• **SET PROBLEM**:
Lines with "Clone this screenshot" and "const boxCls = 'h-[32px]" mark the range, both included. Reproduce exactly that stretch, without pictures.

• **INPUT DATA**:
━━━━━━
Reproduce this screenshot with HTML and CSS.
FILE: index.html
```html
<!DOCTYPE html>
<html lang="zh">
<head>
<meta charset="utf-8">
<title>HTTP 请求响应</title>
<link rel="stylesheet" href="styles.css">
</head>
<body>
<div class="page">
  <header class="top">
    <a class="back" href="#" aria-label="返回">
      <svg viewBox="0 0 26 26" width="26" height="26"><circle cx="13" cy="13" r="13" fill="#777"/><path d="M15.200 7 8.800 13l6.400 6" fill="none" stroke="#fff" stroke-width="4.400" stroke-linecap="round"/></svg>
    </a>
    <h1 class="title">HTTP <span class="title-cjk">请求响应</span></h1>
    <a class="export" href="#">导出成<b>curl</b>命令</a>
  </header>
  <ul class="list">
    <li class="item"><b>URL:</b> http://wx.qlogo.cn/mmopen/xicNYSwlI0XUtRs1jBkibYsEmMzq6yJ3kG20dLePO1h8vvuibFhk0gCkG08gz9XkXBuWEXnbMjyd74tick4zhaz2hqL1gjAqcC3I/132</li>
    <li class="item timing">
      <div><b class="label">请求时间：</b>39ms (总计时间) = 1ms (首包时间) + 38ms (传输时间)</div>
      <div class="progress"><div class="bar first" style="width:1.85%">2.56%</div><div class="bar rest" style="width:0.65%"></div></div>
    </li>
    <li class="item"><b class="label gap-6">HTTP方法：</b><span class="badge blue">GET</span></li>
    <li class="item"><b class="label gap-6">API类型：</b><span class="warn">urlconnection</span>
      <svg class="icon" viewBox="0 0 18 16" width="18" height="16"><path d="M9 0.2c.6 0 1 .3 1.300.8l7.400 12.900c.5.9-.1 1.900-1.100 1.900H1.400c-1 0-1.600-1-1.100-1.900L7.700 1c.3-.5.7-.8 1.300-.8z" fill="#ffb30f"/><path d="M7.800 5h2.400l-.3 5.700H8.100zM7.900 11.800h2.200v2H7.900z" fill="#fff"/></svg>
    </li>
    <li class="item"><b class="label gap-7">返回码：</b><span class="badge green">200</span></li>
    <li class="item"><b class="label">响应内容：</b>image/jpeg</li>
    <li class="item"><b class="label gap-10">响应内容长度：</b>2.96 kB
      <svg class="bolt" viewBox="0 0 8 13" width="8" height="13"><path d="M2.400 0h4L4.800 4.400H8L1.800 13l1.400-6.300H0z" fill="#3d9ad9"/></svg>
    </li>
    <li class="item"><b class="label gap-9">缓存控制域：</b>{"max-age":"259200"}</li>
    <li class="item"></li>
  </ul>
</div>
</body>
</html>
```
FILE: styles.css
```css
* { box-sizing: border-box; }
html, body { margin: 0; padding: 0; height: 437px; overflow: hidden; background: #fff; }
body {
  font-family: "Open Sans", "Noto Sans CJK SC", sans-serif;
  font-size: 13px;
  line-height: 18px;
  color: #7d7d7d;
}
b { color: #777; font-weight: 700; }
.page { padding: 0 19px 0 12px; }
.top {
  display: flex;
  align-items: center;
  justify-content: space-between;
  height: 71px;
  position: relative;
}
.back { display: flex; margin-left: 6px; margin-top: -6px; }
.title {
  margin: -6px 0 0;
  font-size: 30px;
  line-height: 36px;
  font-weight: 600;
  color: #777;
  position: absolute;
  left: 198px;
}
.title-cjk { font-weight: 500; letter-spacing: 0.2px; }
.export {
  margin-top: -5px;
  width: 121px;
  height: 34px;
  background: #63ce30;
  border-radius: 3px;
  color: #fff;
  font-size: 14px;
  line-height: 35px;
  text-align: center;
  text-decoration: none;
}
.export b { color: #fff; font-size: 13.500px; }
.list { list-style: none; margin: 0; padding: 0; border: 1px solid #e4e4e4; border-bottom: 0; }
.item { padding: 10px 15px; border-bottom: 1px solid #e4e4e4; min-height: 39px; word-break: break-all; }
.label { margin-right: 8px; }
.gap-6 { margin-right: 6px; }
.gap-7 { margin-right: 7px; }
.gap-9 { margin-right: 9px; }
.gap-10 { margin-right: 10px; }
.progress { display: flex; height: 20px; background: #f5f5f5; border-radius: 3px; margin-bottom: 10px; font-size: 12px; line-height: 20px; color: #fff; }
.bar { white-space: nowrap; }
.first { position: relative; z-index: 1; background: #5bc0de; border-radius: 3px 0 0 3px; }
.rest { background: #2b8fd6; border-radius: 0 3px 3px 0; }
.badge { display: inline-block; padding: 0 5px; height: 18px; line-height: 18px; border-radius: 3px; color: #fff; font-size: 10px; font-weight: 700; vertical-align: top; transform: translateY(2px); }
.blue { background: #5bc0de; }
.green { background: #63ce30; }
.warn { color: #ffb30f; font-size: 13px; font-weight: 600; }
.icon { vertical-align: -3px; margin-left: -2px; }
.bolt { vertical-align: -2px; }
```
━━━━━━
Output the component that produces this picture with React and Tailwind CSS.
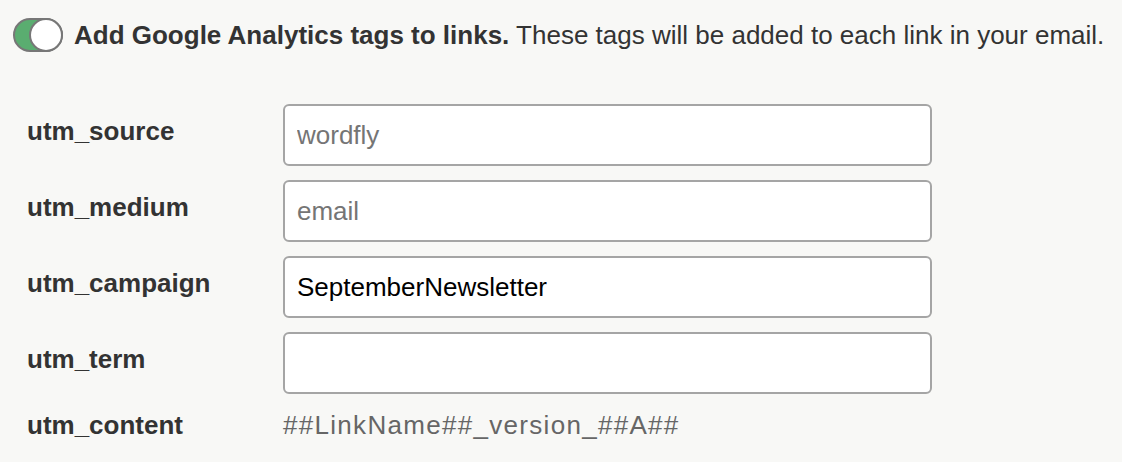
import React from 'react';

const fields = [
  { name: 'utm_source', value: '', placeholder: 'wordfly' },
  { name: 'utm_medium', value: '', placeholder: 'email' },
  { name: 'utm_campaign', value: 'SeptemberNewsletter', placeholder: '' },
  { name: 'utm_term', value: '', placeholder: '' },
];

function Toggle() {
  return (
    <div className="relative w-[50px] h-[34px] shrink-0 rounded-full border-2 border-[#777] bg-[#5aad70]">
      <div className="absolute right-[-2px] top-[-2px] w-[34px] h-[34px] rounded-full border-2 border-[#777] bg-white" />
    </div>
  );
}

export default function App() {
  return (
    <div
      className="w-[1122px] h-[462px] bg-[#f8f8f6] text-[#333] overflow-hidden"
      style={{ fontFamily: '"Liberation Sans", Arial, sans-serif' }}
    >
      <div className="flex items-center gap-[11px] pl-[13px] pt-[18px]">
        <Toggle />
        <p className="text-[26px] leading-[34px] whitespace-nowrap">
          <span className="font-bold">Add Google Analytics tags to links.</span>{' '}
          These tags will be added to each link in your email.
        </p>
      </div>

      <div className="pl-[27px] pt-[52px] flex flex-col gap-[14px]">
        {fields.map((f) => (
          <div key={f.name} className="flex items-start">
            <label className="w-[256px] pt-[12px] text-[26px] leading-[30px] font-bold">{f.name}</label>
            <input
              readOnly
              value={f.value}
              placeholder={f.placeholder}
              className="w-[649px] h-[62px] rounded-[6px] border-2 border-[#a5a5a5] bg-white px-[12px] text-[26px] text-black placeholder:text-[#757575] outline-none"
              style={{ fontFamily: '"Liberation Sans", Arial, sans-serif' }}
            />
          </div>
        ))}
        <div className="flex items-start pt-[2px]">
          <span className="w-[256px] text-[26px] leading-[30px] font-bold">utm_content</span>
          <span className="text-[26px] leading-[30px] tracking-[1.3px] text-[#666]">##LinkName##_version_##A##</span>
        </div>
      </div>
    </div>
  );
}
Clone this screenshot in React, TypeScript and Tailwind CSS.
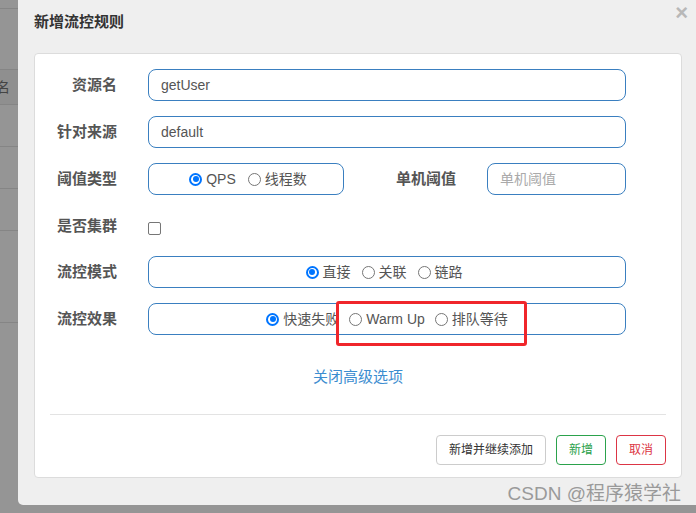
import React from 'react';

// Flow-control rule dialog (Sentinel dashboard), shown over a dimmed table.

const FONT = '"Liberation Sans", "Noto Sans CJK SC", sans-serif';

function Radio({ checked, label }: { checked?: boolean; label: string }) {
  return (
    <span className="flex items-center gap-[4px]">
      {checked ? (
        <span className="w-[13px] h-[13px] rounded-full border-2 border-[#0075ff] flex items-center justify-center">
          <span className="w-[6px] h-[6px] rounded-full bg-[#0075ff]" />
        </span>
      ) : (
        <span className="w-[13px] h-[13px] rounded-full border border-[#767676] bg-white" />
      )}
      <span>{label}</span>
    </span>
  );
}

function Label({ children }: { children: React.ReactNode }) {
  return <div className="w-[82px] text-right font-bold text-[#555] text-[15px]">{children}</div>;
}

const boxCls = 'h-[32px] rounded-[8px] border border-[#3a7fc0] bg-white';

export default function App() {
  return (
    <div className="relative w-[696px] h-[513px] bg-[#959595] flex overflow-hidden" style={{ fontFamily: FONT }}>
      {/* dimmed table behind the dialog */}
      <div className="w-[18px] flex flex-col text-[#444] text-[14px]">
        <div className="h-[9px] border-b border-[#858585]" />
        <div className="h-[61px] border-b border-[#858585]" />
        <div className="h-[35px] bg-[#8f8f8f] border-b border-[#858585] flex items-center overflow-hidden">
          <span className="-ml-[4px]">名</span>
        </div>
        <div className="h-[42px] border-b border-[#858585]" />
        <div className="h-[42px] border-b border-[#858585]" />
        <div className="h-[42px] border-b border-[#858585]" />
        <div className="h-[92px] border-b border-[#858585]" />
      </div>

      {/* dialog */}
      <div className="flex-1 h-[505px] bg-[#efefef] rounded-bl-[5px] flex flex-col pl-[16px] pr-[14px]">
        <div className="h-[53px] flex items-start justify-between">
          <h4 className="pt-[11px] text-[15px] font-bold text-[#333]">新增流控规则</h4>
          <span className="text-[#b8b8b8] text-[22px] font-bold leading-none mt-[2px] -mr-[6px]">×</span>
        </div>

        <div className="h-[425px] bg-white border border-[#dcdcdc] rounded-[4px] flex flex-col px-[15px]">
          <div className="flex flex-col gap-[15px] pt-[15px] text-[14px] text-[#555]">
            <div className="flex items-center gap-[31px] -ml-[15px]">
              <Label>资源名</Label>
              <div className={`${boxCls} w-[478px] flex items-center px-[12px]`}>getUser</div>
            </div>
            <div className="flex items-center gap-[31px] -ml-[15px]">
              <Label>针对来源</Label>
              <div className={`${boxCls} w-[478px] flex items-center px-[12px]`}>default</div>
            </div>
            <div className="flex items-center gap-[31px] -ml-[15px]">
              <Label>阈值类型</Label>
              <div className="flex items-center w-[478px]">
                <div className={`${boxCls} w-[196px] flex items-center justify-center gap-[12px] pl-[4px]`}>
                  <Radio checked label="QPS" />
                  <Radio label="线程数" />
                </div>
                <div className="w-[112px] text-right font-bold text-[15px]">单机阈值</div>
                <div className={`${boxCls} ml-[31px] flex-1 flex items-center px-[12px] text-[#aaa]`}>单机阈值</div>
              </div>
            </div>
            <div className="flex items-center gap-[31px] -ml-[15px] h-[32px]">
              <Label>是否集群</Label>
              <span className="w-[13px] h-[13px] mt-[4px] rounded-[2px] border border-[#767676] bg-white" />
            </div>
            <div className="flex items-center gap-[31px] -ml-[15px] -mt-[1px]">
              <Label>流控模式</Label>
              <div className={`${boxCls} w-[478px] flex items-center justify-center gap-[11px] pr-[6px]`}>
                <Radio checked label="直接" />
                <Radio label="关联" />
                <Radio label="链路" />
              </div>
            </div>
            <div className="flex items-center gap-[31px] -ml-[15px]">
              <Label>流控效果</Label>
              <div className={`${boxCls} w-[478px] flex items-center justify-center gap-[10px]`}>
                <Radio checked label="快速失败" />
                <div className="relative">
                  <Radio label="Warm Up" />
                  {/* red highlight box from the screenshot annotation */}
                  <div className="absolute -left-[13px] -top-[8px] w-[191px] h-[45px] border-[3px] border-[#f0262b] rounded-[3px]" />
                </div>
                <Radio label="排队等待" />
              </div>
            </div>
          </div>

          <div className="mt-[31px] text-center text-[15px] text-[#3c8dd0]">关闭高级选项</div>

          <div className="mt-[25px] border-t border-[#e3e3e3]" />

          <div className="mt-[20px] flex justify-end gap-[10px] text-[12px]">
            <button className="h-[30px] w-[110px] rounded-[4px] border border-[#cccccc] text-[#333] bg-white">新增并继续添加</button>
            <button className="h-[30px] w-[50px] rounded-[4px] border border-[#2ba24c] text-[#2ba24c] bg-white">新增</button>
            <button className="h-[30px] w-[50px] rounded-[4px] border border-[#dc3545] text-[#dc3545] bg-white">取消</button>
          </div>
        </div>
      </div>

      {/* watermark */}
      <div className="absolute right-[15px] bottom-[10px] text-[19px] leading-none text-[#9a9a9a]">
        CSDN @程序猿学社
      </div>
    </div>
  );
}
━━━━━━
• **OUTPUT OF THE TASK**:
Clone this screenshot in React, TypeScript and Tailwind CSS.
import React from 'react';

// Flow-control rule dialog (Sentinel dashboard), shown over a dimmed table.

const FONT = '"Liberation Sans", "Noto Sans CJK SC", sans-serif';

function Radio({ checked, label }: { checked?: boolean; label: string }) {
  return (
    <span className="flex items-center gap-[4px]">
      {checked ? (
        <span className="w-[13px] h-[13px] rounded-full border-2 border-[#0075ff] flex items-center justify-center">
          <span className="w-[6px] h-[6px] rounded-full bg-[#0075ff]" />
        </span>
      ) : (
        <span className="w-[13px] h-[13px] rounded-full border border-[#767676] bg-white" />
      )}
      <span>{label}</span>
    </span>
  );
}

function Label({ children }: { children: React.ReactNode }) {
  return <div className="w-[82px] text-right font-bold text-[#555] text-[15px]">{children}</div>;
}

const boxCls = 'h-[32px] rounded-[8px] border border-[#3a7fc0] bg-white';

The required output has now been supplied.